The rise of the “IRGC sons” was another curtain in the same project. Khamenei shelved early debates about dissolving the Revolutionary Guards and instead turned them into the backbone of his order. Thirty-six years later, they became central across politics, economy, culture, media, and foreign relations. Khamenei’s ummah was supposed to become something like them. It did not.
The Geography of the Islamic Ummah
Unlike the first Supreme Leader, Khamenei saw the surrounding region and the expansion of power as a path toward forming a unified Islamic ummah. Yet he remained trapped in the fractured reality of the Muslim world. What idea could make Shi‘a and Sunni into one ummah? This was the great question of his life.
From this angle, his insistence on hostility toward Israel becomes more intelligible. In his view, Israel could unite Muslims around a single task: eliminating Israel and securing Islamic victory. When regional states moved toward coexistence with Israel, the project shifted toward building non-state actors and proxies. But one problem remained: the stature and capacity of the forces advancing this project never reached the level he desired. Perhaps aside from Qassem Soleimani, no relatively capable force truly emerged.

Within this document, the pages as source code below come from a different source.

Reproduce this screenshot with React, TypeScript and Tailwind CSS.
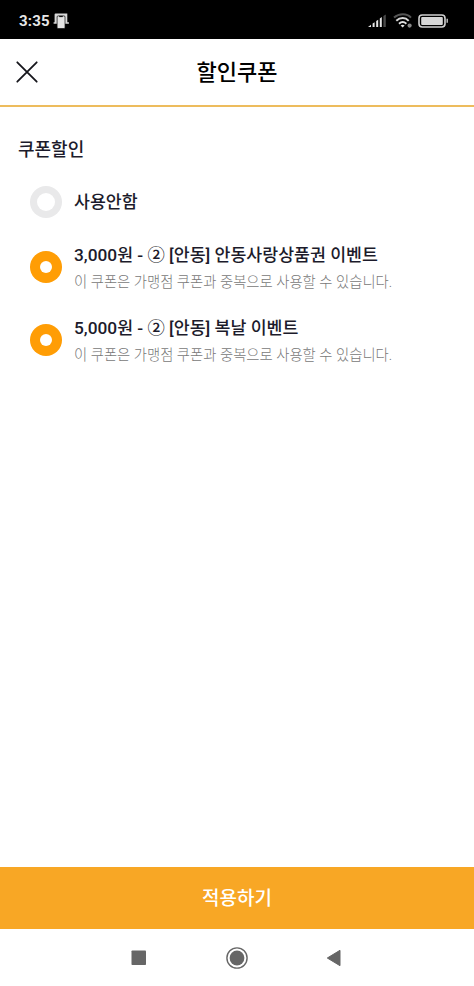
type Coupon = { title: string; note?: string; selected: boolean };

const coupons: Coupon[] = [
  { title: '사용안함', selected: false },
  {
    title: '3,000원 - ② [안동] 안동사랑상품권 이벤트',
    note: '이 쿠폰은 가맹점 쿠폰과 중복으로 사용할 수 있습니다.',
    selected: true,
  },
  {
    title: '5,000원 - ② [안동] 복날 이벤트',
    note: '이 쿠폰은 가맹점 쿠폰과 중복으로 사용할 수 있습니다.',
    selected: true,
  },
];

function StatusBar() {
  return (
    <div className="flex h-[39px] shrink-0 items-center bg-black pl-[19px] pr-[25px] pt-[3px]">
      <span className="text-[15px] font-bold leading-5 tracking-[0.2px] text-[#e6e6e6]">3:35</span>
      <svg className="ml-[3px]" width="17" height="16" viewBox="0 0 17 16">
        <path d="M1.6 1.5q0-.9.9-.9h11.8v8.7h1.6v1.5h-4V3.2H4.6v7.6H.6V9.3h1z" fill="#d8d8d8" />
        <rect x="4.1" y="2.9" width="7.9" height="12.6" rx="1" fill="#e4e4e4" stroke="#111" strokeWidth="0.7" />
        <path d="M6.2 3.5h3.6" stroke="#111" strokeWidth="1.2" />
      </svg>
      <svg className="ml-auto mb-px" width="19" height="14" viewBox="0 0 19 14">
        <path d="M0 13l3-2.2V13zM4.6 9.4l2-1.2V13h-2zM8.2 7l2-1.2V13h-2zM11.8 4.4l2-1.3V13h-2z" fill="#e6e6e6" />
        <path d="M15.4 2l2.4-1.6V13h-2.4z" fill="#4a4a4a" />
      </svg>
      <svg className="ml-[6px]" width="20" height="16" viewBox="0 0 20 16" fill="none">
        <path d="M1 4.6C6 .2 14 .2 18 4.6" stroke="#555" strokeWidth="2" />
        <path d="M3.3 7.8c3.8-3.6 9.2-3.6 12.4 0" stroke="#d8d8d8" strokeWidth="2" />
        <path d="M6 10.7c2.2-2 5.2-2 7.4 0" stroke="#e2e2e2" strokeWidth="1.9" />
        <path d="M7.6 12.6q2-1.6 4 0l-2 2z" fill="#e2e2e2" />
        <circle cx="16.6" cy="12.6" r="2.1" fill="#888" />
      </svg>
      <svg className="ml-[5px] mb-px" width="31" height="14" viewBox="0 0 31 14" fill="none">
        <rect x="1" y="1" width="26" height="12" rx="3.2" stroke="#d0d0d0" strokeWidth="1.6" />
        <rect x="3.2" y="3.1" width="21.6" height="7.8" rx="1" fill="#d6d6d6" />
        <path d="M28.5 4.8h1.4v4h-1.4z" fill="#c4c4c4" />
      </svg>
    </div>
  );
}

function Radio({ selected }: { selected: boolean }) {
  return selected ? (
    <span className="flex size-8 shrink-0 items-center justify-center rounded-full bg-[#ff9d05]">
      <span className="size-3 rounded-full bg-white" />
    </span>
  ) : (
    <span className="flex size-8 shrink-0 items-center justify-center rounded-full bg-[#e9e9ea]">
      <span className="size-[18px] rounded-full bg-white" />
    </span>
  );
}

export default function App() {
  return (
    <div className="flex h-[986px] w-[474px] flex-col overflow-hidden bg-white font-[Roboto,'Noto_Sans_CJK_KR',sans-serif]">
      <StatusBar />
      <header className="grid h-[68px] shrink-0 grid-cols-[1fr_auto_1fr] items-center border-b-2 border-[#edbc5d] px-4">
        <svg width="22" height="22" viewBox="0 0 22 22" fill="none" stroke="#16161c" strokeWidth="1.8" strokeLinecap="round">
          <path d="M1.3 1.3l19.4 19.4M20.7 1.3L1.3 20.7" />
        </svg>
        <h1 className="pt-px text-[22px] font-medium leading-8 text-black">할인쿠폰</h1>
      </header>
      <main className="flex-1 pt-[29px]">
        <h2 className="pl-[18px] text-[18px] font-medium leading-7 text-[#1c1b2b]">쿠폰할인</h2>
        <ul className="flex flex-col pl-[30px] pt-[22px]">
          {coupons.map((coupon) => (
            <li key={coupon.title} className="mb-6 flex items-center gap-3">
              <Radio selected={coupon.selected} />
              <div>
                <p className="whitespace-nowrap text-[17.3px] font-medium leading-[27px] text-[#1c1b2b]">{coupon.title}</p>
                {coupon.note && (
                  <p className="whitespace-nowrap pt-[5px] text-[14.35px] font-light leading-[17px] text-[#787878]">{coupon.note}</p>
                )}
              </div>
            </li>
          ))}
        </ul>
      </main>
      <button className="h-[62px] shrink-0 bg-[#f8a725] pt-[3px] text-[19px] font-medium text-white">적용하기</button>
      <nav className="flex h-[57px] shrink-0 items-center pl-[131px]">
        <svg width="16" height="16" viewBox="0 0 16 16">
          <rect x="0.5" y="0.5" width="14.5" height="14.5" rx="0.8" fill="#666" />
        </svg>
        <svg className="ml-[79px]" width="22" height="22" viewBox="0 0 22 22">
          <circle cx="11" cy="11" r="10.1" fill="none" stroke="#666" strokeWidth="1.4" />
          <circle cx="11" cy="11" r="7.4" fill="#666" />
        </svg>
        <svg className="ml-[78px]" width="16" height="18" viewBox="0 0 16 18">
          <path d="M1.3 9L14 1.3v15.4z" fill="#666" stroke="#666" strokeWidth="1" strokeLinejoin="round" />
        </svg>
      </nav>
    </div>
  );
}
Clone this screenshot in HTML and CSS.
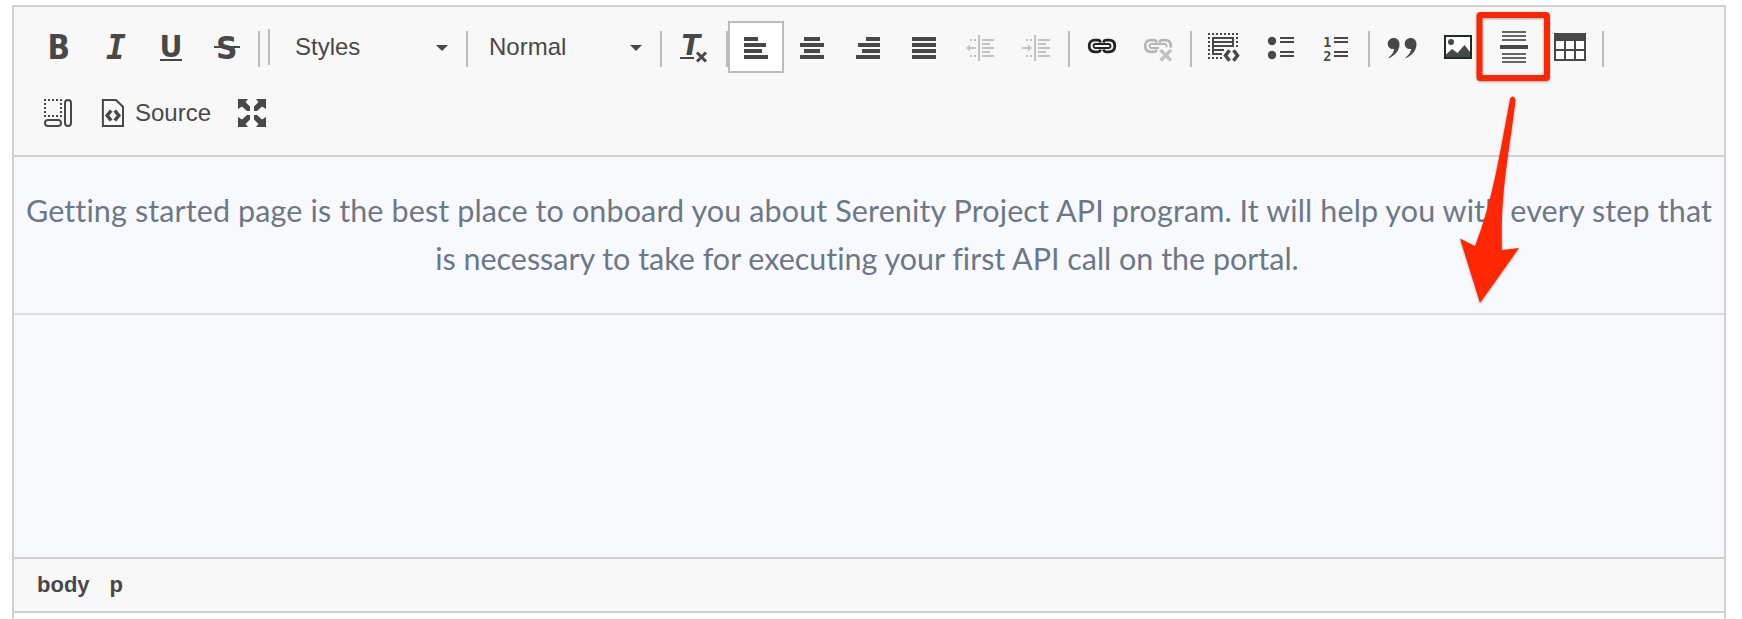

In the end, Ali Khamenei dismantled the Islamic Republic in pursuit of an Islamic government. He destroyed one order and failed to deliver its successor. Neither did the Iranian nation merge into an Islamic ummah, nor did Muslims worldwide consent to become an ummah. He turned the Islamic Republic’s domestic political structure upside down, yet could not build a functional, desirable ummah-centered structure in its place. He threw the region into disarray but proved incapable of building a powerful “ummah axis.” He died for his idea, and the bitter result of the project he pursued for 36 years can be tasted in today’s Iran and Middle East.
In the end, Ali Khamenei left behind the system entrusted to him in its most critical days, a crisis that, it seems, the system will not be able to survive.